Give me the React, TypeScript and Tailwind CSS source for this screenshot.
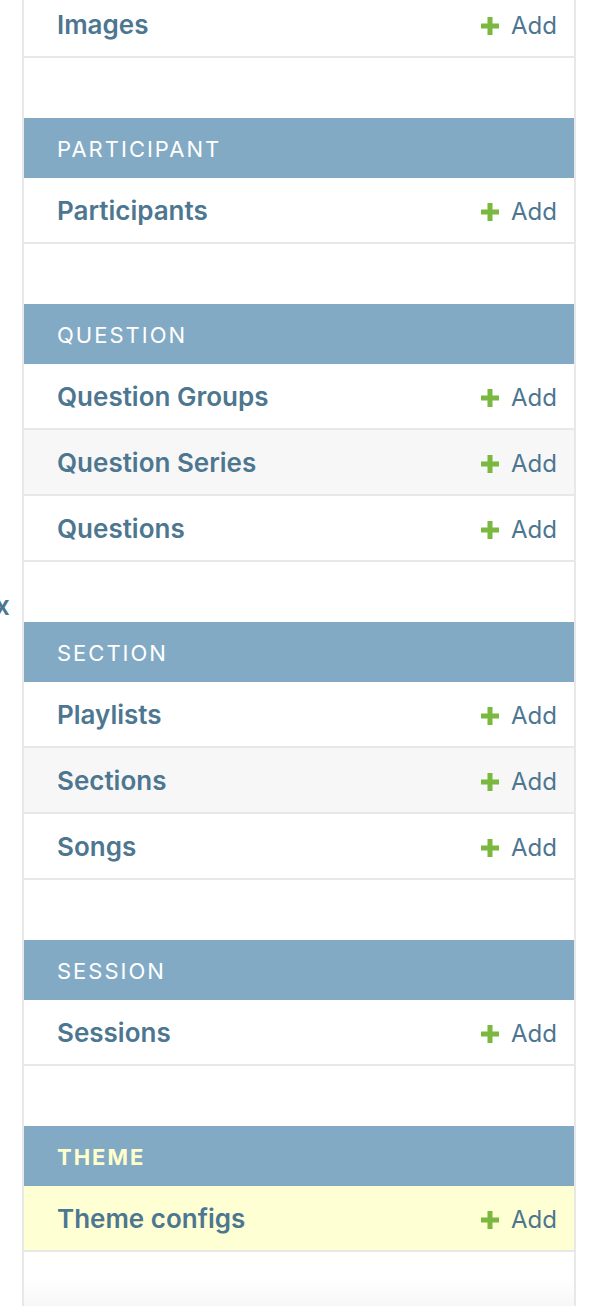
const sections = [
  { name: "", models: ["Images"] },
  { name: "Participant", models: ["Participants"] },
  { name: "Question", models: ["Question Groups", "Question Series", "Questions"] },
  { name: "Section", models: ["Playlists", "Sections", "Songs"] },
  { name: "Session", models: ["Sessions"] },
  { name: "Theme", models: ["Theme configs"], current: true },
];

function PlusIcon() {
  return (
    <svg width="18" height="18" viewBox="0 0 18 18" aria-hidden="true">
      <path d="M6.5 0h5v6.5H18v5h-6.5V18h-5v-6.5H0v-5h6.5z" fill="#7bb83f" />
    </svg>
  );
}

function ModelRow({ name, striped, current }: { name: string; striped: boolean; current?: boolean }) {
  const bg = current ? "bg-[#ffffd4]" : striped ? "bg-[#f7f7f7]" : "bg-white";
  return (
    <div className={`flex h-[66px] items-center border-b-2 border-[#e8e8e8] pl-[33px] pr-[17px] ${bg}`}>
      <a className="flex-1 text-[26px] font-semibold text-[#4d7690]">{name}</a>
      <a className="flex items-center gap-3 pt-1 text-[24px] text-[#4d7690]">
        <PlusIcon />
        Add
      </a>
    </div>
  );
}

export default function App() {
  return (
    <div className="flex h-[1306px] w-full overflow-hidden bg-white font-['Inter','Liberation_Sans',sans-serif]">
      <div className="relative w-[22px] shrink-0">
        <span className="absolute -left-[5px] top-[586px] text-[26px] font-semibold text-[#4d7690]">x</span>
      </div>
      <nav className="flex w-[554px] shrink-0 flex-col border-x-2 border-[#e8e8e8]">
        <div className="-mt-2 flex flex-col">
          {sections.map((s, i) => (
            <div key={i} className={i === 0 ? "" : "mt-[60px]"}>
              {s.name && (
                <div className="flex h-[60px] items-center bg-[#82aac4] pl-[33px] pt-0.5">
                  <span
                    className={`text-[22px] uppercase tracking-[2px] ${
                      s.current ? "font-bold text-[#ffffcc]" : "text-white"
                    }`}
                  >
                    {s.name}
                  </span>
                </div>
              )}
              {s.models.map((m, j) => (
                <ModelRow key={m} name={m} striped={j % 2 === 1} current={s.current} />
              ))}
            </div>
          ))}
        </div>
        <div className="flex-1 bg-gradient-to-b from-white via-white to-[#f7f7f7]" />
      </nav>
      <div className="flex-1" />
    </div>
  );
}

_ _ _ _ _

WORK INSTRUCTIONS -
Transcribe the listing above verbatim. Omit the pictures.

THE OUTPUT -
Give me the React, TypeScript and Tailwind CSS source for this screenshot.
const sections = [
  { name: "", models: ["Images"] },
  { name: "Participant", models: ["Participants"] },
  { name: "Question", models: ["Question Groups", "Question Series", "Questions"] },
  { name: "Section", models: ["Playlists", "Sections", "Songs"] },
  { name: "Session", models: ["Sessions"] },
  { name: "Theme", models: ["Theme configs"], current: true },
];

function PlusIcon() {
  return (
    <svg width="18" height="18" viewBox="0 0 18 18" aria-hidden="true">
      <path d="M6.5 0h5v6.5H18v5h-6.5V18h-5v-6.5H0v-5h6.5z" fill="#7bb83f" />
    </svg>
  );
}

function ModelRow({ name, striped, current }: { name: string; striped: boolean; current?: boolean }) {
  const bg = current ? "bg-[#ffffd4]" : striped ? "bg-[#f7f7f7]" : "bg-white";
  return (
    <div className={`flex h-[66px] items-center border-b-2 border-[#e8e8e8] pl-[33px] pr-[17px] ${bg}`}>
      <a className="flex-1 text-[26px] font-semibold text-[#4d7690]">{name}</a>
      <a className="flex items-center gap-3 pt-1 text-[24px] text-[#4d7690]">
        <PlusIcon />
        Add
      </a>
    </div>
  );
}

export default function App() {
  return (
    <div className="flex h-[1306px] w-full overflow-hidden bg-white font-['Inter','Liberation_Sans',sans-serif]">
      <div className="relative w-[22px] shrink-0">
        <span className="absolute -left-[5px] top-[586px] text-[26px] font-semibold text-[#4d7690]">x</span>
      </div>
      <nav className="flex w-[554px] shrink-0 flex-col border-x-2 border-[#e8e8e8]">
        <div className="-mt-2 flex flex-col">
          {sections.map((s, i) => (
            <div key={i} className={i === 0 ? "" : "mt-[60px]"}>
              {s.name && (
                <div className="flex h-[60px] items-center bg-[#82aac4] pl-[33px] pt-0.5">
                  <span
                    className={`text-[22px] uppercase tracking-[2px] ${
                      s.current ? "font-bold text-[#ffffcc]" : "text-white"
                    }`}
                  >
                    {s.name}
                  </span>
                </div>
              )}
              {s.models.map((m, j) => (
                <ModelRow key={m} name={m} striped={j % 2 === 1} current={s.current} />
              ))}
            </div>
          ))}
        </div>
        <div className="flex-1 bg-gradient-to-b from-white via-white to-[#f7f7f7]" />
      </nav>
      <div className="flex-1" />
    </div>
  );
}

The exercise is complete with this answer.